■ **Supplied material**
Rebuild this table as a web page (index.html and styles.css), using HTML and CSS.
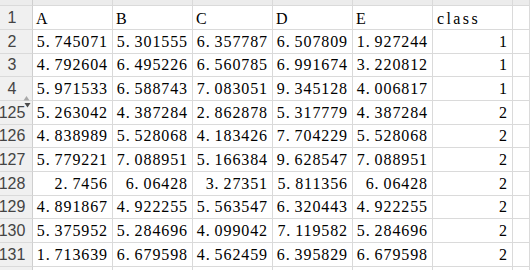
FILE: index.html
```html
<!DOCTYPE html>
<html>
<head>
<meta charset="utf-8">
<link rel="stylesheet" href="styles.css">
</head>
<body>
<div class="sheet">
  <div class="row top">
    <div class="c h"></div><div class="c"></div><div class="c"></div><div class="c"></div><div class="c"></div><div class="c"></div><div class="c"></div><div class="c"></div>
  </div>
  <div class="row r24">
    <div class="c h">1</div><div class="c t">A</div><div class="c t">B</div><div class="c t">C</div><div class="c t">D</div><div class="c t">E</div><div class="c t wide">class</div><div class="c"></div>
  </div>
  <div class="row r24">
    <div class="c h">2</div><div class="c n">5<i>.</i>745071</div><div class="c n">5<i>.</i>301555</div><div class="c n">6<i>.</i>357787</div><div class="c n">6<i>.</i>507809</div><div class="c n">1<i>.</i>927244</div><div class="c n">1</div><div class="c"></div>
  </div>
  <div class="row r23">
    <div class="c h">3</div><div class="c n">4<i>.</i>792604</div><div class="c n">6<i>.</i>495226</div><div class="c n">6<i>.</i>560785</div><div class="c n">6<i>.</i>991674</div><div class="c n">3<i>.</i>220812</div><div class="c n">1</div><div class="c"></div>
  </div>
  <div class="row r24">
    <div class="c h">4</div><div class="c n">5<i>.</i>971533</div><div class="c n">6<i>.</i>588743</div><div class="c n">7<i>.</i>083051</div><div class="c n">9<i>.</i>345128</div><div class="c n">4<i>.</i>006817</div><div class="c n">1</div><div class="c"></div>
  </div>
  <div class="row r24">
    <div class="c h">125</div><div class="c n">5<i>.</i>263042</div><div class="c n">4<i>.</i>387284</div><div class="c n">2<i>.</i>862878</div><div class="c n">5<i>.</i>317779</div><div class="c n">4<i>.</i>387284</div><div class="c n">2</div><div class="c"></div>
  </div>
  <div class="row r23">
    <div class="c h">126</div><div class="c n">4<i>.</i>838989</div><div class="c n">5<i>.</i>528068</div><div class="c n">4<i>.</i>183426</div><div class="c n">7<i>.</i>704229</div><div class="c n">5<i>.</i>528068</div><div class="c n">2</div><div class="c"></div>
  </div>
  <div class="row r24">
    <div class="c h">127</div><div class="c n">5<i>.</i>779221</div><div class="c n">7<i>.</i>088951</div><div class="c n">5<i>.</i>166384</div><div class="c n">9<i>.</i>628547</div><div class="c n">7<i>.</i>088951</div><div class="c n">2</div><div class="c"></div>
  </div>
  <div class="row r24">
    <div class="c h">128</div><div class="c n">2<i>.</i>7456</div><div class="c n">6<i>.</i>06428</div><div class="c n">3<i>.</i>27351</div><div class="c n">5<i>.</i>811356</div><div class="c n">6<i>.</i>06428</div><div class="c n">2</div><div class="c"></div>
  </div>
  <div class="row r23">
    <div class="c h">129</div><div class="c n">4<i>.</i>891867</div><div class="c n">4<i>.</i>922255</div><div class="c n">5<i>.</i>563547</div><div class="c n">6<i>.</i>320443</div><div class="c n">4<i>.</i>922255</div><div class="c n">2</div><div class="c"></div>
  </div>
  <div class="row r24">
    <div class="c h">130</div><div class="c n">5<i>.</i>375952</div><div class="c n">5<i>.</i>284696</div><div class="c n">4<i>.</i>099042</div><div class="c n">7<i>.</i>119582</div><div class="c n">5<i>.</i>284696</div><div class="c n">2</div><div class="c"></div>
  </div>
  <div class="row r24">
    <div class="c h">131</div><div class="c n">1<i>.</i>713639</div><div class="c n">6<i>.</i>679598</div><div class="c n">4<i>.</i>562459</div><div class="c n">6<i>.</i>395829</div><div class="c n">6<i>.</i>679598</div><div class="c n">2</div><div class="c"></div>
  </div>
  <div class="row r24">
    <div class="c h"></div><div class="c"></div><div class="c"></div><div class="c"></div><div class="c"></div><div class="c"></div><div class="c"></div><div class="c"></div>
  </div>
  <svg class="hidden-mark" width="9" height="14" viewBox="0 0 9 14">
    <path d="M0.5 5.5 L3.5 1 L6.5 5.5 Z" fill="#a8a8a8"/>
    <path d="M1.5 8 L7.5 8 L4.5 12.5 Z" fill="#4a4a4a"/>
  </svg>
</div>
</body>
</html>
```

FILE: styles.css
```css
html, body {
  margin: 0;
  padding: 0;
  background: #ffffff;
  overflow: hidden;
}
.sheet {
  position: relative;
  width: 530px;
  height: 270px;
  overflow: hidden;
}
.row {
  display: grid;
  grid-template-columns: 33px repeat(6, 80px) 1fr;
  height: 24px;
}
.row.top {
  height: 6px;
}
.row.top .c {
  background: #ececec;
}
.row.r23 {
  height: 23px;
}
.c {
  box-sizing: border-box;
  border-right: 1px solid #dadada;
  border-bottom: 1px solid #dadada;
  display: flex;
  align-items: flex-end;
  padding: 0 4px 3px 3px;
  font-family: "Liberation Serif", "Times New Roman", serif;
  font-size: 16px;
  line-height: 16px;
  color: #000;
  white-space: nowrap;
  min-width: 0;
}
.c.h {
  background: #f0f0f0;
  justify-content: center;
  padding: 0 8px 3px 0;
  font-family: "Liberation Sans", Arial, sans-serif;
  font-size: 16px;
  color: #444;
  border-right-color: #cfcfcf;
}
.c.t {
  justify-content: flex-start;
  letter-spacing: 1px;
  padding-bottom: 2px;
}
.c.t.wide {
  letter-spacing: 2.4px;
  padding-left: 4px;
}
.c.n {
  justify-content: flex-end;
  letter-spacing: 0.9px;
}
.c.n i {
  font-style: normal;
  display: inline-block;
  width: 8.9px;
  letter-spacing: 0;
}
.hidden-mark {
  position: absolute;
  left: 23px;
  top: 95px;
}
```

■ **Objective**
Repeat the material above word for word and skip every image in it.

■ **Exercise answer**
Rebuild this table as a web page (index.html and styles.css), using HTML and CSS.
FILE: index.html
```html
<!DOCTYPE html>
<html>
<head>
<meta charset="utf-8">
<link rel="stylesheet" href="styles.css">
</head>
<body>
<div class="sheet">
  <div class="row top">
    <div class="c h"></div><div class="c"></div><div class="c"></div><div class="c"></div><div class="c"></div><div class="c"></div><div class="c"></div><div class="c"></div>
  </div>
  <div class="row r24">
    <div class="c h">1</div><div class="c t">A</div><div class="c t">B</div><div class="c t">C</div><div class="c t">D</div><div class="c t">E</div><div class="c t wide">class</div><div class="c"></div>
  </div>
  <div class="row r24">
    <div class="c h">2</div><div class="c n">5<i>.</i>745071</div><div class="c n">5<i>.</i>301555</div><div class="c n">6<i>.</i>357787</div><div class="c n">6<i>.</i>507809</div><div class="c n">1<i>.</i>927244</div><div class="c n">1</div><div class="c"></div>
  </div>
  <div class="row r23">
    <div class="c h">3</div><div class="c n">4<i>.</i>792604</div><div class="c n">6<i>.</i>495226</div><div class="c n">6<i>.</i>560785</div><div class="c n">6<i>.</i>991674</div><div class="c n">3<i>.</i>220812</div><div class="c n">1</div><div class="c"></div>
  </div>
  <div class="row r24">
    <div class="c h">4</div><div class="c n">5<i>.</i>971533</div><div class="c n">6<i>.</i>588743</div><div class="c n">7<i>.</i>083051</div><div class="c n">9<i>.</i>345128</div><div class="c n">4<i>.</i>006817</div><div class="c n">1</div><div class="c"></div>
  </div>
  <div class="row r24">
    <div class="c h">125</div><div class="c n">5<i>.</i>263042</div><div class="c n">4<i>.</i>387284</div><div class="c n">2<i>.</i>862878</div><div class="c n">5<i>.</i>317779</div><div class="c n">4<i>.</i>387284</div><div class="c n">2</div><div class="c"></div>
  </div>
  <div class="row r23">
    <div class="c h">126</div><div class="c n">4<i>.</i>838989</div><div class="c n">5<i>.</i>528068</div><div class="c n">4<i>.</i>183426</div><div class="c n">7<i>.</i>704229</div><div class="c n">5<i>.</i>528068</div><div class="c n">2</div><div class="c"></div>
  </div>
  <div class="row r24">
    <div class="c h">127</div><div class="c n">5<i>.</i>779221</div><div class="c n">7<i>.</i>088951</div><div class="c n">5<i>.</i>166384</div><div class="c n">9<i>.</i>628547</div><div class="c n">7<i>.</i>088951</div><div class="c n">2</div><div class="c"></div>
  </div>
  <div class="row r24">
    <div class="c h">128</div><div class="c n">2<i>.</i>7456</div><div class="c n">6<i>.</i>06428</div><div class="c n">3<i>.</i>27351</div><div class="c n">5<i>.</i>811356</div><div class="c n">6<i>.</i>06428</div><div class="c n">2</div><div class="c"></div>
  </div>
  <div class="row r23">
    <div class="c h">129</div><div class="c n">4<i>.</i>891867</div><div class="c n">4<i>.</i>922255</div><div class="c n">5<i>.</i>563547</div><div class="c n">6<i>.</i>320443</div><div class="c n">4<i>.</i>922255</div><div class="c n">2</div><div class="c"></div>
  </div>
  <div class="row r24">
    <div class="c h">130</div><div class="c n">5<i>.</i>375952</div><div class="c n">5<i>.</i>284696</div><div class="c n">4<i>.</i>099042</div><div class="c n">7<i>.</i>119582</div><div class="c n">5<i>.</i>284696</div><div class="c n">2</div><div class="c"></div>
  </div>
  <div class="row r24">
    <div class="c h">131</div><div class="c n">1<i>.</i>713639</div><div class="c n">6<i>.</i>679598</div><div class="c n">4<i>.</i>562459</div><div class="c n">6<i>.</i>395829</div><div class="c n">6<i>.</i>679598</div><div class="c n">2</div><div class="c"></div>
  </div>
  <div class="row r24">
    <div class="c h"></div><div class="c"></div><div class="c"></div><div class="c"></div><div class="c"></div><div class="c"></div><div class="c"></div><div class="c"></div>
  </div>
  <svg class="hidden-mark" width="9" height="14" viewBox="0 0 9 14">
    <path d="M0.5 5.5 L3.5 1 L6.5 5.5 Z" fill="#a8a8a8"/>
    <path d="M1.5 8 L7.5 8 L4.5 12.5 Z" fill="#4a4a4a"/>
  </svg>
</div>
</body>
</html>
```

FILE: styles.css
```css
html, body {
  margin: 0;
  padding: 0;
  background: #ffffff;
  overflow: hidden;
}
.sheet {
  position: relative;
  width: 530px;
  height: 270px;
  overflow: hidden;
}
.row {
  display: grid;
  grid-template-columns: 33px repeat(6, 80px) 1fr;
  height: 24px;
}
.row.top {
  height: 6px;
}
.row.top .c {
  background: #ececec;
}
.row.r23 {
  height: 23px;
}
.c {
  box-sizing: border-box;
  border-right: 1px solid #dadada;
  border-bottom: 1px solid #dadada;
  display: flex;
  align-items: flex-end;
  padding: 0 4px 3px 3px;
  font-family: "Liberation Serif", "Times New Roman", serif;
  font-size: 16px;
  line-height: 16px;
  color: #000;
  white-space: nowrap;
  min-width: 0;
}
.c.h {
  background: #f0f0f0;
  justify-content: center;
  padding: 0 8px 3px 0;
  font-family: "Liberation Sans", Arial, sans-serif;
  font-size: 16px;
  color: #444;
  border-right-color: #cfcfcf;
}
.c.t {
  justify-content: flex-start;
  letter-spacing: 1px;
  padding-bottom: 2px;
}
.c.t.wide {
  letter-spacing: 2.4px;
  padding-left: 4px;
}
.c.n {
  justify-content: flex-end;
  letter-spacing: 0.9px;
}
.c.n i {
  font-style: normal;
  display: inline-block;
  width: 8.9px;
  letter-spacing: 0;
}
.hidden-mark {
  position: absolute;
  left: 23px;
  top: 95px;
}
```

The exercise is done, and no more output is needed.